● **YOUR INSTRUCTIONS**:
Give an exact copy of every line, leaving images out.
— BEGIN GIVEN DATA —
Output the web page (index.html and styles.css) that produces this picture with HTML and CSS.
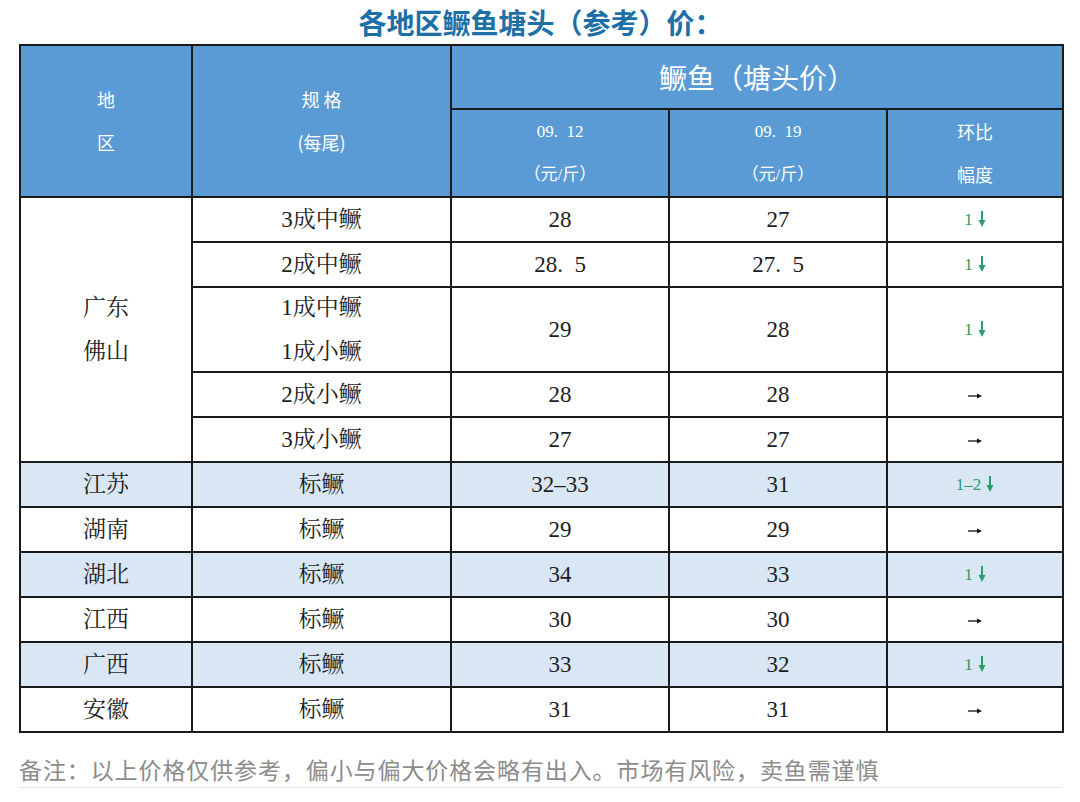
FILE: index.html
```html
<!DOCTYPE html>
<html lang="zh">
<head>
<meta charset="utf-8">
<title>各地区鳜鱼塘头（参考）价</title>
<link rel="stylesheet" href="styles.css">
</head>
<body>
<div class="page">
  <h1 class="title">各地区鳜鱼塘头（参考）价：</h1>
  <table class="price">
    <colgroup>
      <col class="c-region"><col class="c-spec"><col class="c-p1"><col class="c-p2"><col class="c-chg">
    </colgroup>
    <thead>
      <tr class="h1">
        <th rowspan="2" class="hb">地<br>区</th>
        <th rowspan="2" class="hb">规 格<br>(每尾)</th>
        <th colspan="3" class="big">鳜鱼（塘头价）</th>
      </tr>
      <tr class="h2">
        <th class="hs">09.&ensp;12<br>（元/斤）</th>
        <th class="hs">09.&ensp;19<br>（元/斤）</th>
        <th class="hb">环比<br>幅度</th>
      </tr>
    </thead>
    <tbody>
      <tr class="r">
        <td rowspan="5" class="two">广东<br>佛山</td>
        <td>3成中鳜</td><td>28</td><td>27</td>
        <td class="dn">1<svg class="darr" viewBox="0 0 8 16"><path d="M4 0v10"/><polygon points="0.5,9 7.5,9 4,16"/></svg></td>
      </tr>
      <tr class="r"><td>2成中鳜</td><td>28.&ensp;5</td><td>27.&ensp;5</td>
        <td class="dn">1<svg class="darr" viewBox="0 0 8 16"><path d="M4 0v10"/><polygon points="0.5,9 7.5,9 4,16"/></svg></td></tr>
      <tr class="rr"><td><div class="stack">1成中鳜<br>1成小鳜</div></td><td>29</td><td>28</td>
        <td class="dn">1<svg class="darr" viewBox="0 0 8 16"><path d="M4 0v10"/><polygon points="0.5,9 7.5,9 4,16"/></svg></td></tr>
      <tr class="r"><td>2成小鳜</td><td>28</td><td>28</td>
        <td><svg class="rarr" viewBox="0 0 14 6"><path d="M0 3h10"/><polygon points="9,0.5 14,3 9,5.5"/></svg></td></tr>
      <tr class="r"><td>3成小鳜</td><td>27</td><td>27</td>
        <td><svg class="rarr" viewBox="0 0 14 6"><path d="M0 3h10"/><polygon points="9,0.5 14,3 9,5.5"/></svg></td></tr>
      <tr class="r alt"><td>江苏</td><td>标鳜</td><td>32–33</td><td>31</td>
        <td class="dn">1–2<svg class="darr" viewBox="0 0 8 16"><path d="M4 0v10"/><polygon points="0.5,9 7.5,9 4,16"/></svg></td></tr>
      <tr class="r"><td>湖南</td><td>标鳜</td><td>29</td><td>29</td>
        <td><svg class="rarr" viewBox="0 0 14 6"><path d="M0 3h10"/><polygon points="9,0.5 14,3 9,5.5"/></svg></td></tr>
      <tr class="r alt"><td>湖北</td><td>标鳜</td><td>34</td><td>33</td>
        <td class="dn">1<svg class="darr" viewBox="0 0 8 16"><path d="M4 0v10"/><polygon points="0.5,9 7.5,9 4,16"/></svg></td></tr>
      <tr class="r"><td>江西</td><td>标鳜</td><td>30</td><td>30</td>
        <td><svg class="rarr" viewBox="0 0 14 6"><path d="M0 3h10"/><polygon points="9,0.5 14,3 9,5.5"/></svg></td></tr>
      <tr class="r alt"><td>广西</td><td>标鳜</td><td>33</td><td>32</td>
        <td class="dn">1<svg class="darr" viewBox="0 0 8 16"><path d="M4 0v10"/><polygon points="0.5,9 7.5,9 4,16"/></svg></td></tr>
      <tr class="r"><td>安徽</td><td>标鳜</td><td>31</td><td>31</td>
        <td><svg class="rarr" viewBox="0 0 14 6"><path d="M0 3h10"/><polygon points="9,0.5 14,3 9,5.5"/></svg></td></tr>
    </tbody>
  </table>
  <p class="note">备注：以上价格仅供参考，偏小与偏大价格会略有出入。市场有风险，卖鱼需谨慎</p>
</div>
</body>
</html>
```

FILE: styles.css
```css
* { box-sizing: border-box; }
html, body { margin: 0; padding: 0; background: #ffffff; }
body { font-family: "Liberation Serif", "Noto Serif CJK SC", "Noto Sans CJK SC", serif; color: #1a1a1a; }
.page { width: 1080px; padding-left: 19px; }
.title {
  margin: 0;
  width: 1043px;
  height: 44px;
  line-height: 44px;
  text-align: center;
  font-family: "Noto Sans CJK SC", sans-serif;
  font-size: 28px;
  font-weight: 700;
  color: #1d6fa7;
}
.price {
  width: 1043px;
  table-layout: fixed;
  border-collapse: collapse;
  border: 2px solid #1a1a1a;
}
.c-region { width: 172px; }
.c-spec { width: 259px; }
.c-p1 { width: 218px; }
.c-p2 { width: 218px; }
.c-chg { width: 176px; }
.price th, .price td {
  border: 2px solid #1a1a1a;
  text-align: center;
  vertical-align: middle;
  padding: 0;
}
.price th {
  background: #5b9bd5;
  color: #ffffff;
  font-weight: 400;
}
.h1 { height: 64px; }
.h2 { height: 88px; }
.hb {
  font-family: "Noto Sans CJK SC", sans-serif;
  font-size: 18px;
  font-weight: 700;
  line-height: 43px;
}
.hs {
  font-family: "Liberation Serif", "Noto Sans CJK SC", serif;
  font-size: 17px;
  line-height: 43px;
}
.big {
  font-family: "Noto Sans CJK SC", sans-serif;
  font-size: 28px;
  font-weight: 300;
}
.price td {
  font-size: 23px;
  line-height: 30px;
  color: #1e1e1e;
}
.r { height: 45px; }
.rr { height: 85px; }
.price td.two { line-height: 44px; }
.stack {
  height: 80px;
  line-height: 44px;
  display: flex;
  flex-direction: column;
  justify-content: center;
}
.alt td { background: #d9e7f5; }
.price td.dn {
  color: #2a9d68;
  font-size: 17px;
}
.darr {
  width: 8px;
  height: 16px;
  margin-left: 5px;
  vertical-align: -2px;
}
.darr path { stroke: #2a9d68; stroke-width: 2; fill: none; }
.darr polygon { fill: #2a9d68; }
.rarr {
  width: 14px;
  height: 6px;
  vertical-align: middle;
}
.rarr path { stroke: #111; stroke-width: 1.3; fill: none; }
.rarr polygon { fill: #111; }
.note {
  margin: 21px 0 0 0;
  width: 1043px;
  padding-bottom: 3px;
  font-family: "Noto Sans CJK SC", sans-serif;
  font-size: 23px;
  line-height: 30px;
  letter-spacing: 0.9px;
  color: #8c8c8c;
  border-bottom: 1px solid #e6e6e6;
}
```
— END GIVEN DATA —
● **PROBLEM SOLUTION**:
Output the web page (index.html and styles.css) that produces this picture with HTML and CSS.
FILE: index.html
```html
<!DOCTYPE html>
<html lang="zh">
<head>
<meta charset="utf-8">
<title>各地区鳜鱼塘头（参考）价</title>
<link rel="stylesheet" href="styles.css">
</head>
<body>
<div class="page">
  <h1 class="title">各地区鳜鱼塘头（参考）价：</h1>
  <table class="price">
    <colgroup>
      <col class="c-region"><col class="c-spec"><col class="c-p1"><col class="c-p2"><col class="c-chg">
    </colgroup>
    <thead>
      <tr class="h1">
        <th rowspan="2" class="hb">地<br>区</th>
        <th rowspan="2" class="hb">规 格<br>(每尾)</th>
        <th colspan="3" class="big">鳜鱼（塘头价）</th>
      </tr>
      <tr class="h2">
        <th class="hs">09.&ensp;12<br>（元/斤）</th>
        <th class="hs">09.&ensp;19<br>（元/斤）</th>
        <th class="hb">环比<br>幅度</th>
      </tr>
    </thead>
    <tbody>
      <tr class="r">
        <td rowspan="5" class="two">广东<br>佛山</td>
        <td>3成中鳜</td><td>28</td><td>27</td>
        <td class="dn">1<svg class="darr" viewBox="0 0 8 16"><path d="M4 0v10"/><polygon points="0.5,9 7.5,9 4,16"/></svg></td>
      </tr>
      <tr class="r"><td>2成中鳜</td><td>28.&ensp;5</td><td>27.&ensp;5</td>
        <td class="dn">1<svg class="darr" viewBox="0 0 8 16"><path d="M4 0v10"/><polygon points="0.5,9 7.5,9 4,16"/></svg></td></tr>
      <tr class="rr"><td><div class="stack">1成中鳜<br>1成小鳜</div></td><td>29</td><td>28</td>
        <td class="dn">1<svg class="darr" viewBox="0 0 8 16"><path d="M4 0v10"/><polygon points="0.5,9 7.5,9 4,16"/></svg></td></tr>
      <tr class="r"><td>2成小鳜</td><td>28</td><td>28</td>
        <td><svg class="rarr" viewBox="0 0 14 6"><path d="M0 3h10"/><polygon points="9,0.5 14,3 9,5.5"/></svg></td></tr>
      <tr class="r"><td>3成小鳜</td><td>27</td><td>27</td>
        <td><svg class="rarr" viewBox="0 0 14 6"><path d="M0 3h10"/><polygon points="9,0.5 14,3 9,5.5"/></svg></td></tr>
      <tr class="r alt"><td>江苏</td><td>标鳜</td><td>32–33</td><td>31</td>
        <td class="dn">1–2<svg class="darr" viewBox="0 0 8 16"><path d="M4 0v10"/><polygon points="0.5,9 7.5,9 4,16"/></svg></td></tr>
      <tr class="r"><td>湖南</td><td>标鳜</td><td>29</td><td>29</td>
        <td><svg class="rarr" viewBox="0 0 14 6"><path d="M0 3h10"/><polygon points="9,0.5 14,3 9,5.5"/></svg></td></tr>
      <tr class="r alt"><td>湖北</td><td>标鳜</td><td>34</td><td>33</td>
        <td class="dn">1<svg class="darr" viewBox="0 0 8 16"><path d="M4 0v10"/><polygon points="0.5,9 7.5,9 4,16"/></svg></td></tr>
      <tr class="r"><td>江西</td><td>标鳜</td><td>30</td><td>30</td>
        <td><svg class="rarr" viewBox="0 0 14 6"><path d="M0 3h10"/><polygon points="9,0.5 14,3 9,5.5"/></svg></td></tr>
      <tr class="r alt"><td>广西</td><td>标鳜</td><td>33</td><td>32</td>
        <td class="dn">1<svg class="darr" viewBox="0 0 8 16"><path d="M4 0v10"/><polygon points="0.5,9 7.5,9 4,16"/></svg></td></tr>
      <tr class="r"><td>安徽</td><td>标鳜</td><td>31</td><td>31</td>
        <td><svg class="rarr" viewBox="0 0 14 6"><path d="M0 3h10"/><polygon points="9,0.5 14,3 9,5.5"/></svg></td></tr>
    </tbody>
  </table>
  <p class="note">备注：以上价格仅供参考，偏小与偏大价格会略有出入。市场有风险，卖鱼需谨慎</p>
</div>
</body>
</html>
```

FILE: styles.css
```css
* { box-sizing: border-box; }
html, body { margin: 0; padding: 0; background: #ffffff; }
body { font-family: "Liberation Serif", "Noto Serif CJK SC", "Noto Sans CJK SC", serif; color: #1a1a1a; }
.page { width: 1080px; padding-left: 19px; }
.title {
  margin: 0;
  width: 1043px;
  height: 44px;
  line-height: 44px;
  text-align: center;
  font-family: "Noto Sans CJK SC", sans-serif;
  font-size: 28px;
  font-weight: 700;
  color: #1d6fa7;
}
.price {
  width: 1043px;
  table-layout: fixed;
  border-collapse: collapse;
  border: 2px solid #1a1a1a;
}
.c-region { width: 172px; }
.c-spec { width: 259px; }
.c-p1 { width: 218px; }
.c-p2 { width: 218px; }
.c-chg { width: 176px; }
.price th, .price td {
  border: 2px solid #1a1a1a;
  text-align: center;
  vertical-align: middle;
  padding: 0;
}
.price th {
  background: #5b9bd5;
  color: #ffffff;
  font-weight: 400;
}
.h1 { height: 64px; }
.h2 { height: 88px; }
.hb {
  font-family: "Noto Sans CJK SC", sans-serif;
  font-size: 18px;
  font-weight: 700;
  line-height: 43px;
}
.hs {
  font-family: "Liberation Serif", "Noto Sans CJK SC", serif;
  font-size: 17px;
  line-height: 43px;
}
.big {
  font-family: "Noto Sans CJK SC", sans-serif;
  font-size: 28px;
  font-weight: 300;
}
.price td {
  font-size: 23px;
  line-height: 30px;
  color: #1e1e1e;
}
.r { height: 45px; }
.rr { height: 85px; }
.price td.two { line-height: 44px; }
.stack {
  height: 80px;
  line-height: 44px;
  display: flex;
  flex-direction: column;
  justify-content: center;
}
.alt td { background: #d9e7f5; }
.price td.dn {
  color: #2a9d68;
  font-size: 17px;
}
.darr {
  width: 8px;
  height: 16px;
  margin-left: 5px;
  vertical-align: -2px;
}
.darr path { stroke: #2a9d68; stroke-width: 2; fill: none; }
.darr polygon { fill: #2a9d68; }
.rarr {
  width: 14px;
  height: 6px;
  vertical-align: middle;
}
.rarr path { stroke: #111; stroke-width: 1.3; fill: none; }
.rarr polygon { fill: #111; }
.note {
  margin: 21px 0 0 0;
  width: 1043px;
  padding-bottom: 3px;
  font-family: "Noto Sans CJK SC", sans-serif;
  font-size: 23px;
  line-height: 30px;
  letter-spacing: 0.9px;
  color: #8c8c8c;
  border-bottom: 1px solid #e6e6e6;
}
```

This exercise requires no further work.